Personal information
- Full name: Ernie Toseland
- Date of birth: 17 March 1905
- Place of birth: Northampton, England
- Date of death: 19 October 1987 (aged 82)
- Height: 5 ft 6 in (1.68 m)
- Position: Outside right

Senior career*
- Years: Team / Apps / (Gls)
- 1927–1929: Coventry City / 22 / (11)
- 1929–1938: Manchester City / 368 / (61)
- 1938–1939: Sheffield Wednesday
- 1946–: Mossley

= Ernie Toseland =

English footballer

Ernie Toseland (17 March 1905 – 19 October 1987) was an English footballer who played in the outside right position. He has been described as 'a flying winger – football's Jesse Owens'.

==Early life==
Toseland was born in Northampton in 1905. He began his career as a footballer playing for Higham Ferrers Town and in 1927 joined Coventry City for £50 after playing against their reserve team. In his first reserve game he broke his collarbone and did not play for a year. He scored on his first team debut at Watford and his sensational speed and dribbling quickly made him a fan's favourite. The First Division scouts were soon alerted to his prowess and after just 22 games for Coventry (and 11 goals) he was signed by Manchester City for a club record £3000. Contemporary reports describe him as Coventry City's most gifted player of the decade.

==Manchester City==
In March 1929, he left Coventry City for a fee of £3000 to join Manchester City who were then in the First Division. He was part of the City team until 1938 and appeared 411 times, scoring 75 goals in the process. Toseland joined a strong forward line at City which included England internationals such as outside left Eric Brook, inside forward Tommy Johnson and centre forward Fred Tilson. The City team also included the England international centre half Sam Cowan and Scotland captain Jimmy McMullan.

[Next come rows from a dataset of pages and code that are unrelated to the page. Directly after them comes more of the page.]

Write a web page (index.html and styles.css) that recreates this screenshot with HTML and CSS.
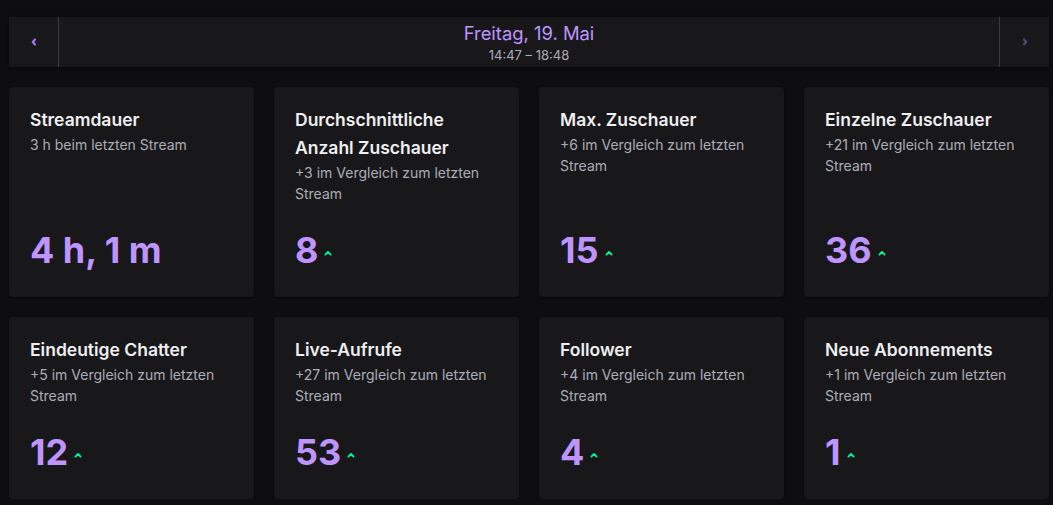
FILE: index.html
```html
<!DOCTYPE html>
<html lang="de">
<head>
<meta charset="utf-8">
<link rel="stylesheet" href="styles.css">
</head>
<body>
<div class="page">
  <div class="datebar">
    <button class="nav nav-prev" aria-label="Zurück">
      <svg width="10" height="10" viewBox="0 0 10 10"><path d="M6 2.6 L3.8 5 L6 7.4" fill="none" stroke="currentColor" stroke-width="2.2" stroke-linecap="round" stroke-linejoin="round"/></svg>
    </button>
    <div class="date">
      <div class="date-title">Freitag, 19. Mai</div>
      <div class="date-time">14:47 – 18:48</div>
    </div>
    <button class="nav nav-next" aria-label="Weiter">
      <svg width="10" height="10" viewBox="0 0 10 10"><path d="M4 2.6 L6.2 5 L4 7.4" fill="none" stroke="currentColor" stroke-width="2.2" stroke-linecap="round" stroke-linejoin="round"/></svg>
    </button>
  </div>

  <div class="grid">
    <div class="card">
      <div class="card-title">Streamdauer</div>
      <div class="card-sub">3 h beim letzten Stream</div>
      <div class="card-value"><span class="num">4 h, 1 m</span></div>
    </div>
    <div class="card">
      <div class="card-title">Durchschnittliche Anzahl Zuschauer</div>
      <div class="card-sub">+3 im Vergleich zum letzten Stream</div>
      <div class="card-value"><span class="num">8</span><svg class="up" width="10" height="8" viewBox="0 0 10 8"><path d="M2.4 5.6 L5 3 L7.6 5.6" fill="none" stroke="currentColor" stroke-width="1.9" stroke-linecap="round" stroke-linejoin="round"/></svg></div>
    </div>
    <div class="card">
      <div class="card-title">Max. Zuschauer</div>
      <div class="card-sub">+6 im Vergleich zum letzten Stream</div>
      <div class="card-value"><span class="num">15</span><svg class="up" width="10" height="8" viewBox="0 0 10 8"><path d="M2.4 5.6 L5 3 L7.6 5.6" fill="none" stroke="currentColor" stroke-width="1.9" stroke-linecap="round" stroke-linejoin="round"/></svg></div>
    </div>
    <div class="card">
      <div class="card-title">Einzelne Zuschauer</div>
      <div class="card-sub">+21 im Vergleich zum letzten Stream</div>
      <div class="card-value"><span class="num">36</span><svg class="up" width="10" height="8" viewBox="0 0 10 8"><path d="M2.4 5.6 L5 3 L7.6 5.6" fill="none" stroke="currentColor" stroke-width="1.9" stroke-linecap="round" stroke-linejoin="round"/></svg></div>
    </div>
    <div class="card">
      <div class="card-title">Eindeutige Chatter</div>
      <div class="card-sub">+5 im Vergleich zum letzten Stream</div>
      <div class="card-value"><span class="num">12</span><svg class="up" width="10" height="8" viewBox="0 0 10 8"><path d="M2.4 5.6 L5 3 L7.6 5.6" fill="none" stroke="currentColor" stroke-width="1.9" stroke-linecap="round" stroke-linejoin="round"/></svg></div>
    </div>
    <div class="card">
      <div class="card-title">Live-Aufrufe</div>
      <div class="card-sub">+27 im Vergleich zum letzten Stream</div>
      <div class="card-value"><span class="num">53</span><svg class="up" width="10" height="8" viewBox="0 0 10 8"><path d="M2.4 5.6 L5 3 L7.6 5.6" fill="none" stroke="currentColor" stroke-width="1.9" stroke-linecap="round" stroke-linejoin="round"/></svg></div>
    </div>
    <div class="card">
      <div class="card-title">Follower</div>
      <div class="card-sub">+4 im Vergleich zum letzten Stream</div>
      <div class="card-value"><span class="num">4</span><svg class="up" width="10" height="8" viewBox="0 0 10 8"><path d="M2.4 5.6 L5 3 L7.6 5.6" fill="none" stroke="currentColor" stroke-width="1.9" stroke-linecap="round" stroke-linejoin="round"/></svg></div>
    </div>
    <div class="card">
      <div class="card-title">Neue Abonnements</div>
      <div class="card-sub">+1 im Vergleich zum letzten Stream</div>
      <div class="card-value"><span class="num">1</span><svg class="up" width="10" height="8" viewBox="0 0 10 8"><path d="M2.4 5.6 L5 3 L7.6 5.6" fill="none" stroke="currentColor" stroke-width="1.9" stroke-linecap="round" stroke-linejoin="round"/></svg></div>
    </div>
  </div>
</div>
</body>
</html>
```

FILE: styles.css
```css
* { box-sizing: border-box; }
html, body {
  margin: 0;
  background: #0e0e10;
  font-family: Inter, "Noto Sans", "Liberation Sans", sans-serif;
  color: #efeff1;
  overflow: hidden;
}
.page {
  padding: 17px 4px 0 9px;
  display: flex;
  flex-direction: column;
  gap: 20px;
}
.datebar {
  height: 50px;
  background: #18181b;
  display: flex;
  align-items: stretch;
  box-shadow: 0 1px 3px rgba(0,0,0,0.6);
}
.nav {
  width: 50px;
  border: none;
  background: transparent;
  padding: 0;
  display: flex;
  align-items: center;
  justify-content: center;
  cursor: pointer;
}
.nav-prev {
  color: #a970ff;
  border-right: 1px solid #3a3a3d;
}
.nav-next {
  color: #54457a;
  border-left: 1px solid #3a3a3d;
}
.date {
  flex: 1;
  display: flex;
  flex-direction: column;
  align-items: center;
  justify-content: center;
  gap: 3px;
}
.date-title {
  color: #bf94ff;
  font-size: 18.4px;
  line-height: 22px;
}
.date-time {
  color: #adadb8;
  font-size: 13px;
  line-height: 16px;
}
.grid {
  display: grid;
  grid-template-columns: repeat(4, 245px);
  column-gap: 20px;
  row-gap: 20px;
}
.card {
  background: #18181b;
  border-radius: 4px;
  padding: 19px 20px 24px 21px;
  display: flex;
  flex-direction: column;
  box-shadow: 0 1px 3px rgba(0,0,0,0.5);
}
.card-title {
  font-size: 17.5px;
  font-weight: 600;
  line-height: 28px;
  color: #efeff1;
}
.card-sub {
  font-size: 14px;
  line-height: 21px;
  color: #adadb8;
}
.card-value {
  margin-top: auto;
  padding-top: 24px;
  display: flex;
  align-items: center;
  gap: 5px;
}
.num {
  font-size: 36px;
  font-weight: 700;
  line-height: 45px;
  color: #bf94ff;
}
.up {
  color: #00f593;
  margin-top: 5px;
}
```
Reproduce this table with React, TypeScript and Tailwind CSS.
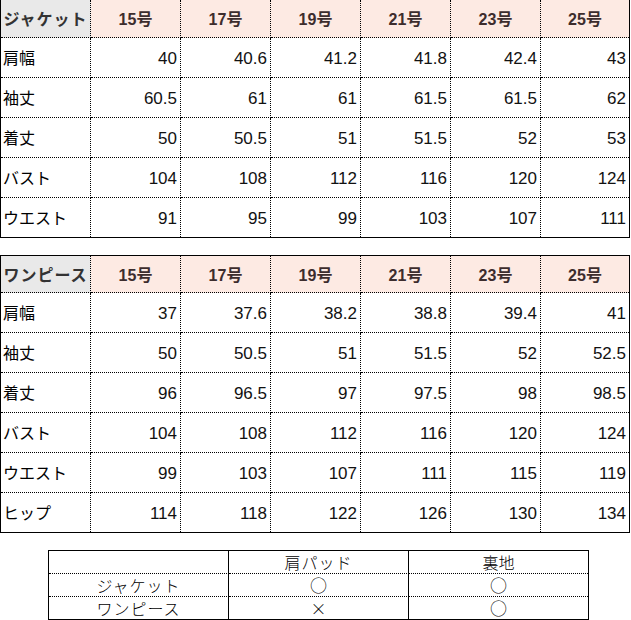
const SIZES = ['15号', '17号', '19号', '21号', '23号', '25号'];

const JACKET = [
  { label: '肩幅', values: ['40', '40.6', '41.2', '41.8', '42.4', '43'] },
  { label: '袖丈', values: ['60.5', '61', '61', '61.5', '61.5', '62'] },
  { label: '着丈', values: ['50', '50.5', '51', '51.5', '52', '53'] },
  { label: 'バスト', values: ['104', '108', '112', '116', '120', '124'] },
  { label: 'ウエスト', values: ['91', '95', '99', '103', '107', '111'] },
];

const ONEPIECE = [
  { label: '肩幅', values: ['37', '37.6', '38.2', '38.8', '39.4', '41'] },
  { label: '袖丈', values: ['50', '50.5', '51', '51.5', '52', '52.5'] },
  { label: '着丈', values: ['96', '96.5', '97', '97.5', '98', '98.5'] },
  { label: 'バスト', values: ['104', '108', '112', '116', '120', '124'] },
  { label: 'ウエスト', values: ['99', '103', '107', '111', '115', '119'] },
  { label: 'ヒップ', values: ['114', '118', '122', '126', '130', '134'] },
];

const OPTIONS = [
  { name: 'ジャケット', pad: '○', lining: '○' },
  { name: 'ワンピース', pad: '×', lining: '○' },
];

function Mark({ v }: { v: string }) {
  return v === '○' ? <span className="text-[17px] leading-[16px]">○</span> : <span>{v}</span>;
}

function SizeTable({ title, rows, headH, className = '' }: { title: string; rows: { label: string; values: string[] }[]; headH: string; className?: string }) {
  return (
    <div className={'grid grid-cols-[90px_90px_90px_90px_90px_90px_88px] w-[630px] border border-black ' + className}>
      <div className={'flex items-center justify-center pt-[3px] bg-[#e9e9e9] text-[#333] font-bold text-[16px] tracking-[1px] border-r border-b border-dotted border-black ' + headH}>{title}</div>
      {SIZES.map((s, i) => (
        <div key={s} className={'flex items-center justify-center pt-[3px] bg-[#fdeae3] text-[#3d2d2d] font-bold text-[16px] border-b border-dotted border-black ' + headH + (i < 5 ? ' border-r' : '')}>{s}</div>
      ))}
      {rows.map((r, ri) => {
        const last = ri === rows.length - 1;
        const h = last ? ' h-[39px]' : ' h-[40px] border-b';
        return [
          <div key={r.label} className={'flex items-center pl-[2px] pt-[3px] text-[16px] text-black border-r border-dotted border-black' + h}>{r.label}</div>,
          ...r.values.map((v, i) => (
            <div key={r.label + i} className={'flex items-center justify-end pr-[3px] pt-[3px] text-[17px] text-[#111] border-dotted border-black' + h + (i < 5 ? ' border-r' : '')}>{v}</div>
          )),
        ];
      })}
    </div>
  );
}

export default function App() {
  return (
    <div className="w-[631px] h-[620px] overflow-hidden bg-white font-['Liberation_Sans','Noto_Sans_CJK_JP',sans-serif]">
      <SizeTable title="ジャケット" rows={JACKET} headH="h-[38px]" className="-mt-px" />
      <SizeTable title="ワンピース" rows={ONEPIECE} headH="h-[37px]" className="mt-[17px]" />
      <div className="ml-[48px] mt-[17px] w-[541px] grid grid-cols-[180px_180px_179px] border border-black text-[16px] leading-[20px] text-black font-['Noto_Sans_CJK_JP',sans-serif] font-light">
        <div className="h-[23px] border-r border-b border-black [border-bottom-style:dotted]" />
        <div className="h-[23px] flex items-center justify-center tracking-[1px] border-r border-b border-black [border-bottom-style:dotted]">肩パッド</div>
        <div className="h-[23px] flex items-center justify-center border-b border-dotted border-black">裏地</div>
        {OPTIONS.map((o, i) => {
          const b = i === 0 ? ' h-[23px] border-b' : ' h-[22px]';
          return [
            <div key={o.name} className={'flex items-center justify-center tracking-[1px] border-r border-black [border-bottom-style:dotted]' + b}>{o.name}</div>,
            <div key={o.name + 'p'} className={'flex items-center justify-center border-r border-black [border-bottom-style:dotted]' + b}><Mark v={o.pad} /></div>,
            <div key={o.name + 'l'} className={'flex items-center justify-center border-dotted border-black' + b}><Mark v={o.lining} /></div>,
          ];
        })}
      </div>
    </div>
  );
}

Toseland made his debut in a 2-1 victory against Bury on 21 April 1929, and his first goal for City was scored in a 3–0 victory over Aston Villa in the 1928–1929 football season. Eric Brook and Tommy Johnson scored the other goals. That season City finished eighth and Tommy Johnson scored a club record of 38 league goals.

In the 1929–1930 season Manchester City finished third in the first division, three points behind runners up Derby County. Toseland scored three goals in the FA Cup that season but Manchester City were knocked out by Hull City in the fifth round. In the 1930–1931 season, City finished eighth in the league and Toseland scored ten league goals for the club. Eric Brook was the team's leading goalscorer that season with 16 goals. In the 1931–1932 season the City team, which now included the Scottish centre forward Alec Herd, managed to reach the semi-final of the FA Cup but were defeated by Arsenal by 1–0 with a goal from England international Cliff Bastin.

In the following season, Toseland scored in the third round of the 1933 FA Cup to draw 1-1 with Gateshead, whom they beat 9-0 in the replay match the following week. In the 1933 FA Cup Final he was part of the Manchester City team that was defeated three goals to nil by Everton who were captained by England international Dixie Dean. The Everton team also included former City player Tommy Johnson. In the 1934 FA Cup Final Toseland was part of the City team which beat Portsmouth 2–1. Toseland had scored once in a 6–1 victory over Aston Villa in the semi-final of that year's competition. The other goals were scored by Alec Herd and Fred Tilson (who scored four).

In the 1934–1935 football season Toseland scored five goals and City finished fourth in the league, ten points behind champions Arsenal. One of Toseland's five goals that season came in a memorable 5–0 victory against Wolverhampton Wanderers on the final day of the season. In the 1935–1936 season, Toseland was again City's fourth highest scorer in the league with ten goals. Eric Brook was the leading scorer with thirteen goals.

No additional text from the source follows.